All images by Khairul Selamat for Choke Clinch Crank Combat.
Choke Clinch Crank Combat is a collection of stories about the people who make up Singapore’s thriving combat sports scene.
Written by RICE contributor Andrea Yew, she dives into the blood, sweat, tears and triumphs of 25 Singapore-based fighters—and why they’ve made fighting a career in a society that prizes pragmatism. You can purchase the book here.
This adapted excerpt recounts the story of Jed Foo, a blue-belt Brazilian jiu-jitsu fighter who was born without irises.
Jed Foo was born with aniridia, a condition in which both his irises are absent and his retinas not fully formed, which affects his ability to see objects from a distance and gives him an increased sensitivity to light.
With his easy-going demeanour and witty humour, it is easy to forget the numerous challenges that Jed faces on a daily basis that he has to adapt to consistently. Self-aware and self-possessed, Jed highlights how adaptability is also a learned skill.
“I first heard this quote when I was training for school programmes. One of the trainers gave this analogy, ‘If you are in a room with four walls and a door, if you keep hitting the wall, if you keep walking in the same direction, you are not going to get out of the room.'”
“It’s such a simple analogy, but it also showed me that sometimes when I do things, maybe I am quite stubborn in the methods that I take. I’m just doing the same things over and over again, without changing certain processes. I think for me, it hit quite hard in that way because I realised I had to adapt to different situations to achieve what I want. Especially for myself because I am visually handicapped.”
“Adapting to the situation that I am in—that really resonated with me as well. Let’s say if I am taking a bus, if I can’t see the number, then what am I supposed to do? So I can either ask someone, or I usually use my phone camera to see the bus number. Things like that. So I think for me, it’s a lot about adapting to circumstances.”
Curiosity, a desire to keep fit, and a secret love for WWE led Jed into the halls of SIM Muay Thai in 2016.
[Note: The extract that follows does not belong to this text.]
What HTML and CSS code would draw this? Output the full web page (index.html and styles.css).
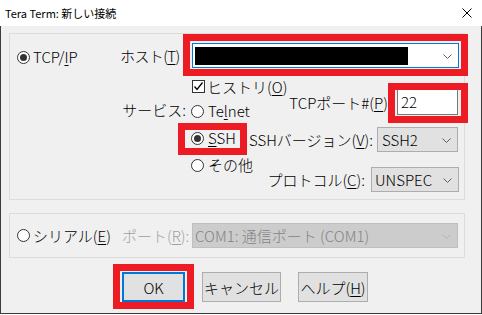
FILE: index.html
```html
<!DOCTYPE html>
<html lang="ja">
<head>
    <meta charset="UTF-8">
    <title>Tera Term: 新しい接続</title>
    <link rel="stylesheet" href="styles.css">
</head>
<body>
<div class="window">
    <div class="titlebar">
        <span class="title">Tera Term: 新しい接続</span>
        <svg class="close" width="10" height="10" viewBox="0 0 10 10">
            <path d="M0.5 0.5 L9.5 9.5 M9.5 0.5 L0.5 9.5" stroke="#000" stroke-width="1" fill="none"/>
        </svg>
    </div>
    <div class="client">
        <!-- TCP/IP -->
        <div class="group group-tcp">
            <div class="tcp-col">
                <label class="radio"><span class="dot checked"></span><span>TCP/<u>I</u>P</span></label>
            </div>
            <div class="tcp-body">
                <div class="host-row">
                    <span class="host-lbl">ホスト(<u>T</u>)</span>
                    <div class="combo host">
                        <div class="selection"></div>
                        <svg class="chev" width="9" height="5" viewBox="0 0 9 5"><polyline points="0.5,0.5 4.5,4.5 8.5,0.5" fill="none" stroke="#606060"/></svg>
                    </div>
                </div>
                <div class="svc">
                    <span class="svc-lbl">サービス:</span>
                    <div class="svc-left">
                        <label class="check-row">
                            <span class="checkbox">
                                <svg width="11" height="11" viewBox="0 0 11 11"><polyline points="1.5,5.5 4,8.5 9.5,1.5" fill="none" stroke="#000" stroke-width="1.3"/></svg>
                            </span>
                            <span>ヒストリ(<u>O</u>)</span>
                        </label>
                        <label class="radio svc-item telnet"><span class="dot"></span><span>Te<u>l</u>net</span></label>
                        <label class="radio svc-item ssh"><span class="dot checked"></span><span><u>S</u>SH</span></label>
                        <label class="radio svc-item other"><span class="dot"></span><span>その他</span></label>
                    </div>
                    <div class="svc-right">
                        <div class="field port-row">
                            <span>TCPポート#(<u>P</u>)</span>
                            <div class="textbox">22</div>
                        </div>
                        <div class="field ver-row">
                            <span>SSHバージョン(<u>V</u>):</span>
                            <div class="select ver">SSH2
                                <svg class="chev" width="9" height="5" viewBox="0 0 9 5"><polyline points="0.5,0.5 4.5,4.5 8.5,0.5" fill="none" stroke="#606060"/></svg>
                            </div>
                        </div>
                        <div class="field proto-row">
                            <span>プロトコル(<u>C</u>):</span>
                            <div class="select proto">UNSPEC
                                <svg class="chev" width="9" height="5" viewBox="0 0 9 5"><polyline points="0.5,0.5 4.5,4.5 8.5,0.5" fill="none" stroke="#606060"/></svg>
                            </div>
                        </div>
                    </div>
                </div>
            </div>
        </div>

        <!-- シリアル -->
        <div class="group group-serial">
            <label class="radio serial"><span class="dot"></span><span>シリアル(<u>E</u>)</span></label>
            <span class="port-lbl">ポート(<u>R</u>):</span>
            <div class="select com">COM1: 通信ポート (COM1)
                <svg class="chev" width="9" height="5" viewBox="0 0 9 5"><polyline points="0.5,0.5 4.5,4.5 8.5,0.5" fill="none" stroke="#b5b5b5"/></svg>
            </div>
        </div>

        <div class="buttons">
            <button class="btn btn-ok">OK</button>
            <button class="btn btn-cancel">キャンセル</button>
            <button class="btn btn-help">ヘルプ(<u>H</u>)</button>
        </div>
    </div>

    <!-- 赤枠 -->
    <div class="mark mark-host"></div>
    <div class="mark mark-port"></div>
    <div class="mark mark-ssh"></div>
    <div class="mark mark-ok"></div>
</div>
</body>
</html>
```

FILE: styles.css
```css
* {
    box-sizing: border-box;
}
body {
    margin: 0;
    background-color: #ffffff;
    font-family: "Noto Sans CJK JP", "Noto Sans", sans-serif;
    font-size: 15px;
    font-weight: 300;
    color: #000000;
}
u {
    text-decoration-thickness: 1px;
    text-underline-offset: 2px;
}
.window {
    position: relative;
    width: 482px;
    height: 314px;
    display: flex;
    flex-direction: column;
}
.titlebar {
    height: 26px;
    background-color: #ffffff;
    display: flex;
    align-items: center;
    padding-left: 5px;
    font-size: 11px;
    font-weight: 400;
}
.close {
    margin-left: auto;
    margin-right: 10px;
}
.client {
    flex: 1;
    background-color: #f0f0f0;
    border: 1px solid #3c3c3c;
    border-top: none;
    padding: 7px 0 0 8px;
}
.group {
    width: 456px;
    border: 1px solid #dcdcdc;
}
.group-tcp {
    height: 167px;
    display: flex;
}
.tcp-col {
    width: 107px;
    flex-shrink: 0;
    padding-left: 7px;
    padding-top: 13px;
}
.radio {
    display: flex;
    align-items: center;
    gap: 3px;
    height: 20px;
    line-height: 20px;
    white-space: nowrap;
}
.dot {
    width: 13px;
    height: 13px;
    border: 1px solid #333333;
    border-radius: 50%;
    background-color: #ffffff;
    display: flex;
    align-items: center;
    justify-content: center;
    flex-shrink: 0;
}
.dot.checked::after {
    content: "";
    width: 7px;
    height: 7px;
    border-radius: 50%;
    background-color: #333333;
}
.tcp-body {
    flex: 1;
    min-width: 0;
    display: flex;
    flex-direction: column;
}
.host-row {
    margin-top: 9px;
    height: 25px;
    display: flex;
    align-items: center;
}
.host-lbl {
    width: 75px;
    flex-shrink: 0;
    padding-left: 3px;
    letter-spacing: -0.6px;
    white-space: nowrap;
}
.combo {
    position: relative;
    width: 267px;
    flex-shrink: 0;
    height: 25px;
    border: 1px solid #0078d7;
    background-color: #ffffff;
    padding: 3px 2px;
}
.selection {
    width: 213px;
    height: 18px;
    background-color: #000000;
}
.chev {
    position: absolute;
    right: 6px;
    top: 50%;
    margin-top: -2px;
}
.svc {
    display: flex;
}
.svc-lbl {
    width: 74px;
    flex-shrink: 0;
    margin-top: 32px;
    height: 20px;
    line-height: 20px;
    text-align: right;
    padding-right: 5px;
    white-space: nowrap;
}
.svc-left {
    flex-shrink: 0;
    display: flex;
    flex-direction: column;
}
.check-row {
    margin-top: 8px;
    height: 20px;
    display: flex;
    align-items: center;
    gap: 2px;
    padding-left: 1px;
    white-space: nowrap;
}
.checkbox {
    width: 13px;
    height: 13px;
    border: 1px solid #333333;
    background-color: #ffffff;
    display: flex;
}
.svc-item {
    gap: 4px;
}
.telnet {
    margin-top: 5px;
}
.ssh,
.other {
    margin-top: 7px;
}
.svc-right {
    flex: 1;
    min-width: 0;
    display: flex;
    flex-direction: column;
    align-items: flex-end;
    padding-right: 6px;
}
.field {
    display: flex;
    align-items: center;
    white-space: nowrap;
}
.port-row {
    margin-top: 21px;
    gap: 9px;
}
.textbox {
    width: 61px;
    flex-shrink: 0;
    height: 26px;
    border: 1px solid #7a7a7a;
    background-color: #ffffff;
    padding-left: 3px;
    line-height: 24px;
}
.select {
    position: relative;
    flex-shrink: 0;
    height: 25px;
    border: 1px solid #adadad;
    background-color: #e1e1e1;
    line-height: 23px;
    white-space: nowrap;
}
.ver-row {
    margin-top: 12px;
    gap: 4px;
}
.select.ver {
    width: 81px;
    padding-left: 4px;
}
.proto-row {
    margin-top: 15px;
    gap: 6px;
    margin-right: -1px;
}
.select.proto {
    width: 88px;
    padding-left: 3px;
}
.group-serial {
    margin-top: 13px;
    height: 45px;
    display: flex;
    align-items: center;
    padding-left: 7px;
}
.serial {
    width: 105px;
    flex-shrink: 0;
}
.port-lbl {
    width: 70px;
    flex-shrink: 0;
    color: #a0a0a0;
    white-space: nowrap;
}
.select.com {
    width: 266px;
    background-color: #cccccc;
    border-color: #bfbfbf;
    color: #838383;
    padding-left: 2px;
}
.buttons {
    margin-top: 14px;
    padding-left: 113px;
    display: flex;
    gap: 17px;
}
.btn {
    height: 30px;
    border: 1px solid #adadad;
    background-color: #e1e1e1;
    font-family: inherit;
    font-size: 15px;
    font-weight: 300;
    color: #000000;
    padding: 0;
    white-space: nowrap;
}
.btn-ok {
    width: 63px;
    border: 2px solid #0078d7;
}
.btn-cancel {
    width: 79px;
}
.btn-help {
    width: 70px;
}
.mark {
    position: absolute;
    border: 7px solid #ed1c24;
    pointer-events: none;
}
.mark-host {
    left: 183px;
    top: 34px;
    width: 285px;
    height: 42px;
}
.mark-port {
    left: 388px;
    top: 83px;
    width: 80px;
    height: 40px;
}
.mark-ssh {
    left: 178px;
    top: 123px;
    width: 69px;
    height: 32px;
}
.mark-ok {
    left: 113px;
    top: 264px;
    width: 81px;
    height: 45px;
}
```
He sheepishly laughs, “I used to be a very big fan of WWE. I really liked it but I wasn’t really allowed to watch it. Like when my parents weren’t in the living room, then I watched it on TV. I’d turn off all the lights as if nobody is outside watching—but I was watching.”
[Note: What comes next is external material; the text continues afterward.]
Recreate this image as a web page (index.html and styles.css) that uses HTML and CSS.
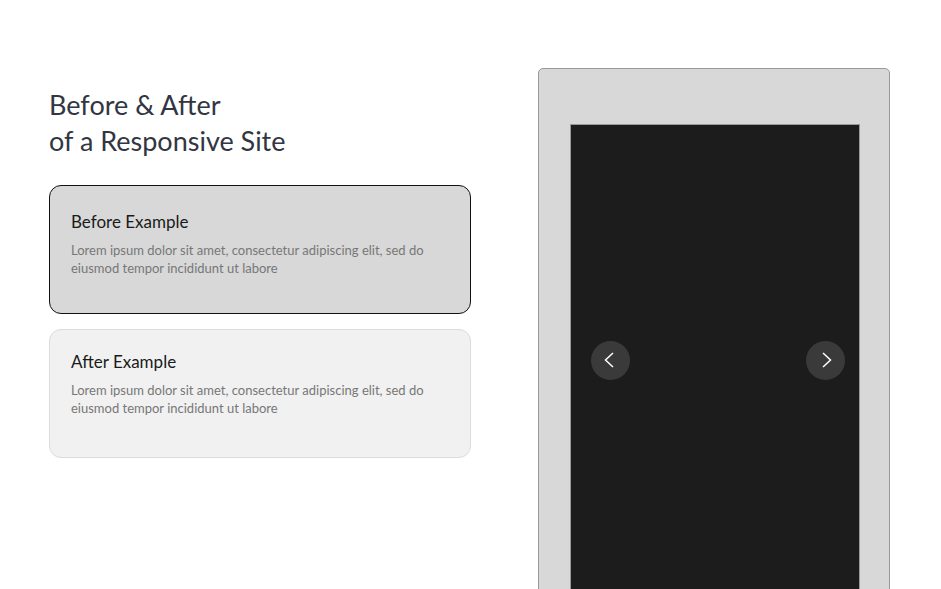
FILE: index.html
```html
<!DOCTYPE html>
<html lang="en">
<head>
<meta charset="utf-8">
<title>Before &amp; After</title>
<link rel="stylesheet" href="styles.css">
</head>
<body>
<main class="page">
  <section class="intro">
    <h1 class="heading">Before &amp; After<br>of a Responsive Site</h1>
    <div class="cards">
      <article class="card card-active">
        <h2 class="card-title">Before Example</h2>
        <p class="card-text">Lorem ipsum dolor sit amet, consectetur adipiscing elit, sed do eiusmod tempor incididunt ut labore</p>
      </article>
      <article class="card">
        <h2 class="card-title">After Example</h2>
        <p class="card-text">Lorem ipsum dolor sit amet, consectetur adipiscing elit, sed do eiusmod tempor incididunt ut labore</p>
      </article>
    </div>
  </section>
  <section class="device">
    <div class="screen">
      <button class="nav-btn nav-prev" aria-label="Previous">
        <svg width="10" height="16" viewBox="0 0 10 16"><path d="M9 1 L1.5 8 L9 15" fill="none" stroke="#fff" stroke-width="1.5"/></svg>
      </button>
      <button class="nav-btn nav-next" aria-label="Next">
        <svg width="10" height="16" viewBox="0 0 10 16"><path d="M1 1 L8.5 8 L1 15" fill="none" stroke="#fff" stroke-width="1.5"/></svg>
      </button>
    </div>
  </section>
</main>
</body>
</html>
```
FILE: styles.css
```css
html, body {
  margin: 0;
  padding: 0;
  height: 100%;
  overflow: hidden;
  background: #fff;
}
body {
  font-family: Lato, "Noto Sans", sans-serif;
}
.page {
  display: flex;
  align-items: flex-start;
  gap: 67px;
  padding: 68px 0 0 49px;
}
.intro {
  width: 422px;
  padding-top: 19px;
}
.heading {
  margin: 0 0 26px 0;
  font-size: 27px;
  font-weight: 400;
  line-height: 36px;
  color: #323642;
}
.cards {
  display: flex;
  flex-direction: column;
  gap: 15px;
}
.card {
  box-sizing: border-box;
  height: 129px;
  padding: 22px 21px 0;
  background: #f1f1f1;
  border: 1px solid #dcdcdc;
  border-radius: 12px;
}
.card-active {
  padding-top: 26px;
  background: #d8d8d8;
  border-color: #111;
}
.card-title {
  margin: 0 0 9px;
  font-size: 17px;
  font-weight: 400;
  line-height: 20px;
  color: #1a1a1a;
}
.card-text {
  margin: 0;
  font-size: 13px;
  line-height: 18px;
  color: #777;
}
.device {
  box-sizing: border-box;
  width: 352px;
  height: 560px;
  padding: 55px 29px 0 31px;
  background: #d8d8d8;
  border: 1px solid #999;
  border-radius: 5px;
}
.screen {
  box-sizing: border-box;
  height: 520px;
  background: #1c1c1c;
  border: 1px solid #999;
  display: flex;
  align-items: center;
  justify-content: space-between;
  padding: 0 14px 48px 20px;
}
.nav-btn {
  width: 39px;
  height: 39px;
  border: 0;
  border-radius: 50%;
  background: #3a3a3a;
  display: flex;
  align-items: center;
  justify-content: center;
  padding: 0;
}
.nav-prev svg {
  margin-right: 4px;
}
.nav-next svg {
  margin-left: 3px;
}
```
Although Jed’s interest in Muay Thai began as a way to keep fit, a love for the discipline blossomed, which eventually grew to encompass other martial arts.
“I really enjoyed it as a discipline instead of it just being something for me to keep fit. I appreciated the art of it. So from there I started to watch mixed martial arts (MMA) fights. I actually wanted to try MMA, but to be an MMA fighter, you have to be a complete fighter so I decided to pick up BJJ separately.”
Pushing Past the Fear
When asked if he would ever compete in MMA, he replied, “I really was thinking of it, especially with the Lion City Championships. It’s scary but I like it.”
Embracing what terrifies him is characteristic of Jed. Adapting to circumstances can be a scary prospect when you are a pioneer on an uncharted path.
When asked if he had any obstacles he faced because of his handicap, he replies, “I think at first I was very afraid when I first started. What if I cannot see the technique? What if the coach is all the way there, and then I can’t see? But I think after a while, I adapted to it.”
“Sometimes I can’t see a certain kind of grip. ‘What did he use? Is this like behind, or is it underneath?’ I can’t see because sometimes they wear the same coloured gi. So for me, it’s more of asking about what’s happening, ‘Was it done this way just now?’ I receive a lot of support from those around me, and I’m thankful for them.”
It was also through the help of friends that Jed decided to pursue BJJ competitively.
“I thought, okay, let’s just give it a try, and since everybody is doing it, it’s like a community thing. I thought, ‘Just go.’ What could go wrong? I think that was why I started competitively, just give it a try. If I win, it’s a bonus. If not, okay.”
More importantly, for Jed, competitions are a way to overcome his fear and hesitance. “I’m not a fan of change. I like to stay in my comfort zone. Competitions make me step out of my comfort zone. Every time I step on the mats, my heart feels like it’s going to burst.”
It is no wonder that some of Jed’s proudest moments—winning his first gold medal in a heavier weight division in the Singapore Jiu-Jitsu Open in 2018 and being awarded his blue belt in BJJ in 2019—have all involved an overcoming of fear.
“I’m also scared because I never thought a lot about myself. Self-esteem wise, it’s always been very low. Personally, I always seek approval from others. I usually ask myself: ‘Are people happy with me? How do they view me?’ So I think when I am proud of these achievements, I’m proud because I can show that to people. I am worth something.”